▶ [Information shown]

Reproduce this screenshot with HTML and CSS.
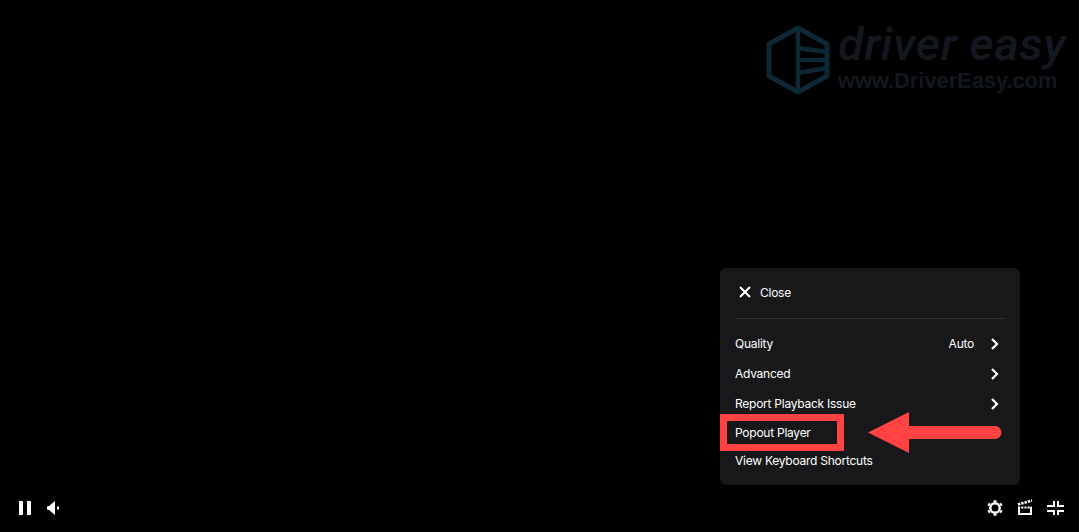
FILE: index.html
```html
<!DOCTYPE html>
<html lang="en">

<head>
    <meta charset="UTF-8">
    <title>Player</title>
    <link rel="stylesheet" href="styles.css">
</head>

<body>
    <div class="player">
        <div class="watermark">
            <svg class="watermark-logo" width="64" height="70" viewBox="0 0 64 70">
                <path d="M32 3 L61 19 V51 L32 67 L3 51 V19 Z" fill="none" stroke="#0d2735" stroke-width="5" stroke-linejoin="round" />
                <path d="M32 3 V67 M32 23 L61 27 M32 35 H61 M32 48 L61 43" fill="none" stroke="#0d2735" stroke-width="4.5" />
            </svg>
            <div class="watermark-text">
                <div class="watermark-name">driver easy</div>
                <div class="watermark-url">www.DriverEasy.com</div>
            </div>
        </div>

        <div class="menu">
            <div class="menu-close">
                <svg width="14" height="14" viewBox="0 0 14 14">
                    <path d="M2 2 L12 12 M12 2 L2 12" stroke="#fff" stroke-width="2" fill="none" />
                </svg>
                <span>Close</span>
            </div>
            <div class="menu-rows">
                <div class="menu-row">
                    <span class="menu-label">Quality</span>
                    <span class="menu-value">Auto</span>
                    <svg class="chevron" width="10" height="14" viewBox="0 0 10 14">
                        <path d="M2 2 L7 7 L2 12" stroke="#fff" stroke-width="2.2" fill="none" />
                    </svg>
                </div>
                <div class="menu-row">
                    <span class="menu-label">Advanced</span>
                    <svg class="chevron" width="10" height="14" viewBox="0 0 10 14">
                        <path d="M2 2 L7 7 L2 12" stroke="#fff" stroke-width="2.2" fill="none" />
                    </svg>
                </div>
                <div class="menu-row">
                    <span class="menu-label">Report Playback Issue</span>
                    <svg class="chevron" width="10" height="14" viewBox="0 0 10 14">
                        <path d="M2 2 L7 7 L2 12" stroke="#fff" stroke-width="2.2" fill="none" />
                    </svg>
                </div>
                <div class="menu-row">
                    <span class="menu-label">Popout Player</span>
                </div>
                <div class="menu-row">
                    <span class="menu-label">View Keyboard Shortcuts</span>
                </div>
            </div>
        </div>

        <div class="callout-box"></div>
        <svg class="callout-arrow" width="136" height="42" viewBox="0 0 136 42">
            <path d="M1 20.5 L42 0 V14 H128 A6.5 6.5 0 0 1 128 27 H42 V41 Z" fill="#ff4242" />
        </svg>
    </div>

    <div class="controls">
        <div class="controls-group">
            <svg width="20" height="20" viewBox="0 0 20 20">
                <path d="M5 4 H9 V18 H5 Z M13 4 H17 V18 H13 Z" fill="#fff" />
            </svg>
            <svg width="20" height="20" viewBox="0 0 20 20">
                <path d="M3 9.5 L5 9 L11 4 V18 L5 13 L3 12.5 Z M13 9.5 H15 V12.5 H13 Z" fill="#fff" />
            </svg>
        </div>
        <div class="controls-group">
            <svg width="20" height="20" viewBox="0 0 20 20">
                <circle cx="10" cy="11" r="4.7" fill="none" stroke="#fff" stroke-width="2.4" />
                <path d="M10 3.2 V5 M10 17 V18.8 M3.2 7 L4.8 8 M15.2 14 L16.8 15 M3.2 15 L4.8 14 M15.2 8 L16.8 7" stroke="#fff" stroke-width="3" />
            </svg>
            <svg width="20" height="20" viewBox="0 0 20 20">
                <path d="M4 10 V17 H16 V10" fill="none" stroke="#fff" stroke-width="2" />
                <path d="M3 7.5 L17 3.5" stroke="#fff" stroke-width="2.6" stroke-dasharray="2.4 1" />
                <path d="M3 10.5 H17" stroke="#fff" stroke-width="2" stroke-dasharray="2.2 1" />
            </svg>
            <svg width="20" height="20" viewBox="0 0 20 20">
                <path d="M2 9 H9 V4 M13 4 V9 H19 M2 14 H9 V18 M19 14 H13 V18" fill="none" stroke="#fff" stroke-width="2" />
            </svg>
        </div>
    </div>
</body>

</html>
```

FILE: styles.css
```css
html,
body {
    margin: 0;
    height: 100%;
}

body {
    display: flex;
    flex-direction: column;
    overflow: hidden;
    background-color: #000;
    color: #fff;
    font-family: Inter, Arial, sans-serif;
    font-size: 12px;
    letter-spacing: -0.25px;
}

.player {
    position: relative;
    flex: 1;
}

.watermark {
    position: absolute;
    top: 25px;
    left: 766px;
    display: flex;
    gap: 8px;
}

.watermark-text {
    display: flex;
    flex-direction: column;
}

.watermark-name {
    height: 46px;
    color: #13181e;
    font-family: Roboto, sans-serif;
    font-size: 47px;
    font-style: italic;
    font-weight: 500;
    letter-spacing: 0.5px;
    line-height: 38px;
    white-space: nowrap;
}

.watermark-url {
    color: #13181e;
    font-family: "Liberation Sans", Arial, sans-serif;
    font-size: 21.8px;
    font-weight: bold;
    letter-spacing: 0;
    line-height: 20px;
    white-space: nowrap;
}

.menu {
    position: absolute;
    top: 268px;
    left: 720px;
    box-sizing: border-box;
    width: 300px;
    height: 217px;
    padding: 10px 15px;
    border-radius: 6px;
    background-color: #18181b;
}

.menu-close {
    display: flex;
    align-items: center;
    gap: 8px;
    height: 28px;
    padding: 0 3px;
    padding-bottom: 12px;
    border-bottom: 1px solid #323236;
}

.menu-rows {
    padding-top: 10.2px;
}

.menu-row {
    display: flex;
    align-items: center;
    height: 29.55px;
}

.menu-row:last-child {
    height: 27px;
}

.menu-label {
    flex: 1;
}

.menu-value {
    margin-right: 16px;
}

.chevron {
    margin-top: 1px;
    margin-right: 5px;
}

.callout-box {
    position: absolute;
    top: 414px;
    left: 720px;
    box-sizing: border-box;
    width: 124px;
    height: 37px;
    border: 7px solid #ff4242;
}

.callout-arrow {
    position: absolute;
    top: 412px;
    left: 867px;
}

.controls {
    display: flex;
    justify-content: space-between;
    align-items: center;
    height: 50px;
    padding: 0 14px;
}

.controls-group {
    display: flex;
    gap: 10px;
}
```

▶ [Requirement] Reproduce all of the data exactly; the pictures do not belong in the copy.

▶ [Reply]
Reproduce this screenshot with HTML and CSS.
FILE: index.html
```html
<!DOCTYPE html>
<html lang="en">

<head>
    <meta charset="UTF-8">
    <title>Player</title>
    <link rel="stylesheet" href="styles.css">
</head>

<body>
    <div class="player">
        <div class="watermark">
            <svg class="watermark-logo" width="64" height="70" viewBox="0 0 64 70">
                <path d="M32 3 L61 19 V51 L32 67 L3 51 V19 Z" fill="none" stroke="#0d2735" stroke-width="5" stroke-linejoin="round" />
                <path d="M32 3 V67 M32 23 L61 27 M32 35 H61 M32 48 L61 43" fill="none" stroke="#0d2735" stroke-width="4.5" />
            </svg>
            <div class="watermark-text">
                <div class="watermark-name">driver easy</div>
                <div class="watermark-url">www.DriverEasy.com</div>
            </div>
        </div>

        <div class="menu">
            <div class="menu-close">
                <svg width="14" height="14" viewBox="0 0 14 14">
                    <path d="M2 2 L12 12 M12 2 L2 12" stroke="#fff" stroke-width="2" fill="none" />
                </svg>
                <span>Close</span>
            </div>
            <div class="menu-rows">
                <div class="menu-row">
                    <span class="menu-label">Quality</span>
                    <span class="menu-value">Auto</span>
                    <svg class="chevron" width="10" height="14" viewBox="0 0 10 14">
                        <path d="M2 2 L7 7 L2 12" stroke="#fff" stroke-width="2.2" fill="none" />
                    </svg>
                </div>
                <div class="menu-row">
                    <span class="menu-label">Advanced</span>
                    <svg class="chevron" width="10" height="14" viewBox="0 0 10 14">
                        <path d="M2 2 L7 7 L2 12" stroke="#fff" stroke-width="2.2" fill="none" />
                    </svg>
                </div>
                <div class="menu-row">
                    <span class="menu-label">Report Playback Issue</span>
                    <svg class="chevron" width="10" height="14" viewBox="0 0 10 14">
                        <path d="M2 2 L7 7 L2 12" stroke="#fff" stroke-width="2.2" fill="none" />
                    </svg>
                </div>
                <div class="menu-row">
                    <span class="menu-label">Popout Player</span>
                </div>
                <div class="menu-row">
                    <span class="menu-label">View Keyboard Shortcuts</span>
                </div>
            </div>
        </div>

        <div class="callout-box"></div>
        <svg class="callout-arrow" width="136" height="42" viewBox="0 0 136 42">
            <path d="M1 20.5 L42 0 V14 H128 A6.5 6.5 0 0 1 128 27 H42 V41 Z" fill="#ff4242" />
        </svg>
    </div>

    <div class="controls">
        <div class="controls-group">
            <svg width="20" height="20" viewBox="0 0 20 20">
                <path d="M5 4 H9 V18 H5 Z M13 4 H17 V18 H13 Z" fill="#fff" />
            </svg>
            <svg width="20" height="20" viewBox="0 0 20 20">
                <path d="M3 9.5 L5 9 L11 4 V18 L5 13 L3 12.5 Z M13 9.5 H15 V12.5 H13 Z" fill="#fff" />
            </svg>
        </div>
        <div class="controls-group">
            <svg width="20" height="20" viewBox="0 0 20 20">
                <circle cx="10" cy="11" r="4.7" fill="none" stroke="#fff" stroke-width="2.4" />
                <path d="M10 3.2 V5 M10 17 V18.8 M3.2 7 L4.8 8 M15.2 14 L16.8 15 M3.2 15 L4.8 14 M15.2 8 L16.8 7" stroke="#fff" stroke-width="3" />
            </svg>
            <svg width="20" height="20" viewBox="0 0 20 20">
                <path d="M4 10 V17 H16 V10" fill="none" stroke="#fff" stroke-width="2" />
                <path d="M3 7.5 L17 3.5" stroke="#fff" stroke-width="2.6" stroke-dasharray="2.4 1" />
                <path d="M3 10.5 H17" stroke="#fff" stroke-width="2" stroke-dasharray="2.2 1" />
            </svg>
            <svg width="20" height="20" viewBox="0 0 20 20">
                <path d="M2 9 H9 V4 M13 4 V9 H19 M2 14 H9 V18 M19 14 H13 V18" fill="none" stroke="#fff" stroke-width="2" />
            </svg>
        </div>
    </div>
</body>

</html>
```

FILE: styles.css
```css
html,
body {
    margin: 0;
    height: 100%;
}

body {
    display: flex;
    flex-direction: column;
    overflow: hidden;
    background-color: #000;
    color: #fff;
    font-family: Inter, Arial, sans-serif;
    font-size: 12px;
    letter-spacing: -0.25px;
}

.player {
    position: relative;
    flex: 1;
}

.watermark {
    position: absolute;
    top: 25px;
    left: 766px;
    display: flex;
    gap: 8px;
}

.watermark-text {
    display: flex;
    flex-direction: column;
}

.watermark-name {
    height: 46px;
    color: #13181e;
    font-family: Roboto, sans-serif;
    font-size: 47px;
    font-style: italic;
    font-weight: 500;
    letter-spacing: 0.5px;
    line-height: 38px;
    white-space: nowrap;
}

.watermark-url {
    color: #13181e;
    font-family: "Liberation Sans", Arial, sans-serif;
    font-size: 21.8px;
    font-weight: bold;
    letter-spacing: 0;
    line-height: 20px;
    white-space: nowrap;
}

.menu {
    position: absolute;
    top: 268px;
    left: 720px;
    box-sizing: border-box;
    width: 300px;
    height: 217px;
    padding: 10px 15px;
    border-radius: 6px;
    background-color: #18181b;
}

.menu-close {
    display: flex;
    align-items: center;
    gap: 8px;
    height: 28px;
    padding: 0 3px;
    padding-bottom: 12px;
    border-bottom: 1px solid #323236;
}

.menu-rows {
    padding-top: 10.2px;
}

.menu-row {
    display: flex;
    align-items: center;
    height: 29.55px;
}

.menu-row:last-child {
    height: 27px;
}

.menu-label {
    flex: 1;
}

.menu-value {
    margin-right: 16px;
}

.chevron {
    margin-top: 1px;
    margin-right: 5px;
}

.callout-box {
    position: absolute;
    top: 414px;
    left: 720px;
    box-sizing: border-box;
    width: 124px;
    height: 37px;
    border: 7px solid #ff4242;
}

.callout-arrow {
    position: absolute;
    top: 412px;
    left: 867px;
}

.controls {
    display: flex;
    justify-content: space-between;
    align-items: center;
    height: 50px;
    padding: 0 14px;
}

.controls-group {
    display: flex;
    gap: 10px;
}
```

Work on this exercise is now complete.